In an adjacent field, my attention is drawn to two distressed horses. The mane of one is unkempt and tied loosely with cord so it at least does not effect his vision, yet can flap the occasional lank lock to keep the flies off him. He stands and moves towards me. Who is this fellow then? A quick look at the information panel reveals he is, of course Woodgate. A prize horse in his day, courted by royalty in Spain. He moves like a ballerina in honey, but then drops, whinnying loudly as he does. His stable mate, a stallion of some repute known as King, gallops over to check upon his stricken stablemate. King has a powerful form, but I am afraid he has forgotten in his haste something vital. HE HAS NO KNEES! All too vital in a horse, I am afraid. He too crashes into the hard earth beneath him. The zoos vet comes running, and administers an emergency course of prescription bolts to the heads of both. Yet, Keeper Redknapp still touts them both for the Equestrian World Cup.

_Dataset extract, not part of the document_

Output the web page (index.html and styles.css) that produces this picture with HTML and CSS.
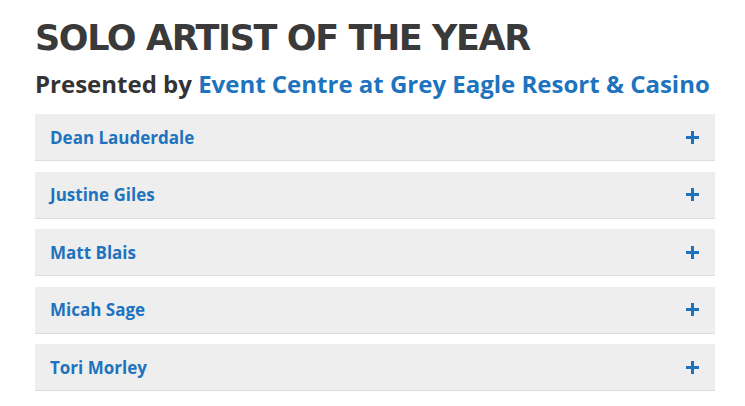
FILE: index.html
```html
<!DOCTYPE html>
<html>
<head>
<meta charset="utf-8">
<link rel="stylesheet" href="styles.css">
</head>
<body>
<main class="award">
  <h1 class="award-title">SOLO ARTIST OF THE YEAR</h1>
  <h2 class="award-sponsor">Presented by <a href="#" class="sponsor-link">Event Centre at Grey Eagle Resort &amp; Casino</a></h2>
  <ul class="nominees">
    <li class="nominee"><span class="nominee-name">Dean Lauderdale</span><span class="plus"></span></li>
    <li class="nominee"><span class="nominee-name">Justine Giles</span><span class="plus"></span></li>
    <li class="nominee"><span class="nominee-name">Matt Blais</span><span class="plus"></span></li>
    <li class="nominee"><span class="nominee-name">Micah Sage</span><span class="plus"></span></li>
    <li class="nominee"><span class="nominee-name">Tori Morley</span><span class="plus"></span></li>
  </ul>
</main>
</body>
</html>
```
FILE: styles.css
```css
html, body {
  margin: 0;
  padding: 0;
  background: #ffffff;
}
.award {
  padding: 15px 30px 0 35px;
  font-family: "Open Sans", "Liberation Sans", sans-serif;
}
.award-title {
  margin: 0;
  font-family: "DejaVu Sans", sans-serif;
  font-weight: 700;
  font-size: 35px;
  line-height: 46px;
  color: #3a3a3a;
  letter-spacing: -1.4px;
}
.award-sponsor {
  margin: 8px 0 15px 0;
  font-weight: 700;
  font-size: 24px;
  line-height: 30px;
  color: #333333;
}
.sponsor-link {
  color: #1e73be;
  text-decoration: none;
}
.nominees {
  list-style: none;
  margin: 0;
  padding: 0;
  width: 680px;
}
.nominee {
  display: flex;
  align-items: center;
  justify-content: space-between;
  height: 46px;
  padding: 0 16px 0 15px;
  background: #eeeeee;
  border-bottom: 1px solid #dddddd;
  margin-bottom: 10.5px;
}
.nominee-name {
  font-weight: 700;
  font-size: 17px;
  color: #1e73be;
}
.plus {
  position: relative;
  width: 13px;
  height: 13px;
}
.plus::before, .plus::after {
  content: "";
  position: absolute;
  background: #1e73be;
}
.plus::before {
  left: 0;
  top: 5px;
  width: 13px;
  height: 3px;
}
.plus::after {
  left: 5px;
  top: 0;
  width: 3px;
  height: 13px;
}
```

As enjoyable as my day has been so far I am feeling once more the desire to taste the exotic. But although an unnamed manager gave me the address of a rather delightful bordello, my professionalism is such that I will attempt to satisfy this urge legally, within the confines of this very zoo. Fortunate then that we have arrived at the next exhibit. Through the dense vegetation, beyond the robust fence struts a killer: the Komodo Dragon Palacios, muscular and stocky with a venomous bite. He does not kill his pray swiftly. He stalks them for as long as it takes. He will often get in early doors, taking a quick bite before niggling, snapping and harassing them until eventually the poison injected with the first attack bears fruit. Or flesh, for this is what he prefers, and, moreover, it would be entirely pointless stalking a piece of fruit. They are seldom nomadic; useful as after spending any time at this zoo his resale value will soon be trifling.
I feel better for that. I can feel the blood coursing through my veins once again, and my face has turned a healthy shade of ruddy once more. There is only one thing left to do now and that is visit what the Victorians might have called “a living curiosity”. A tall building to the left gives hints of the delights in store. You, and Channel Five documentary teams, may call him a freak. But really, who is the real monster: is it him…or you?
It’s him. Obviously. Look at him.
Inside is a creature alien to our fuzzy European eyes. I give you the Giraffe, Crouch. There is an unnatural grace about his movement and I believe I quote Shakespeare when I say “He has quick feet for a big Giraffe”. Indeed this was once a Giraffe known for dancing. But no more. Can I, Stuart Hall, resplendent in pantaloons, riding boots and naked from the waist up, coax anything from him? He looks at me with an expression that seems to say “It’s not about dancing. It is about being a Giraffe and eating leaves. I’m not doing that stuff any more. It’s an important time for eating leaves now”. I rebutton my shirt, scowling.
That dear companions is all we have time for. I know, I know, dry your tears and come into my arms. Physical contact reassures me. Now kiss me on both cheeks. NEVER THE LIPS! There, feel all better now? I thought as much. I must now go and cool my buttocks on the leather seats of my motor car. Toodles!